Picture a camera taking a photo of everything your business owns and owes at a point in time. Voila. You are picturing a balance sheet. Not that difficult, right?
This “photo” that is the balance sheet is presented in three sections:
Assets are what your business owns.
What it owns can include:
- money markets/short term investments
- accounts receivable
- prepaid items (e.g. insurance)
- long-term investments, property
- intangibles such as intellectual property
Smaller value items that your business technically owns, such as paper clips and flash drives, are not shown on the balance sheet. They are recorded on the income statement (see the Income Statement section below).

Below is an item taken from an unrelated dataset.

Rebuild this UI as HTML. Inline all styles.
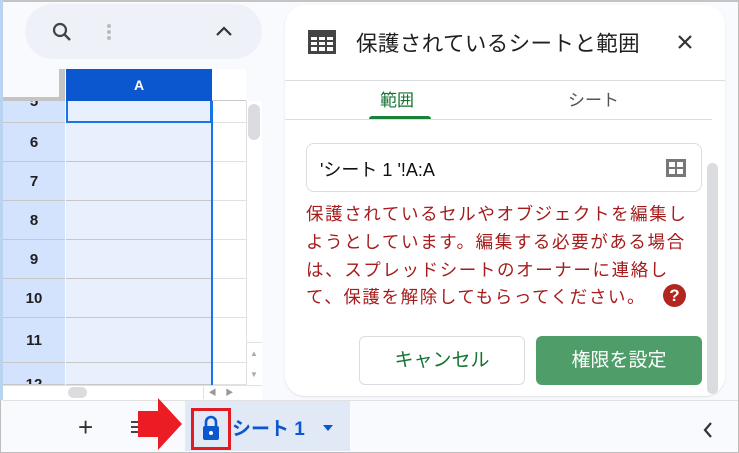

Liabilities are what your business owes.
These can include items like:
- accounts payable
- accrued salaries
- interest payable
- mortgage and other notes payable
In the accounting world, your business’ equity is simply the difference between its assets and liabilities. It in effect “balances” the two.
Equity takes on various monikers depending on your business’ structure, including:
- owner’s equity
- shareholders’ equity
- stockholders’ equity
The second report, the income statement, however, shows the revenue and expenses of your business between two dates. (The income statement is also known as a Profit and Loss Statement or P&L.) The difference between revenue and expenses is known as net income, or net loss if expenses are greater. More simply:
Revenue – Expenses = Profit (or Loss)
Note the distinction between the Balance Sheet and Profit and Loss Statement… The balance sheet is a snapshot; a point in time portrayal. The income statement shows activity between two points in time.
An income statement can take on many formats, depending on what is most appropriate for a given business. For example, some companies opt to show a subtotal of revenues and the direct costs of those revenues, with administrative and other expenses displayed separately. Other businesses simply present their entire base of revenues and expenses separately.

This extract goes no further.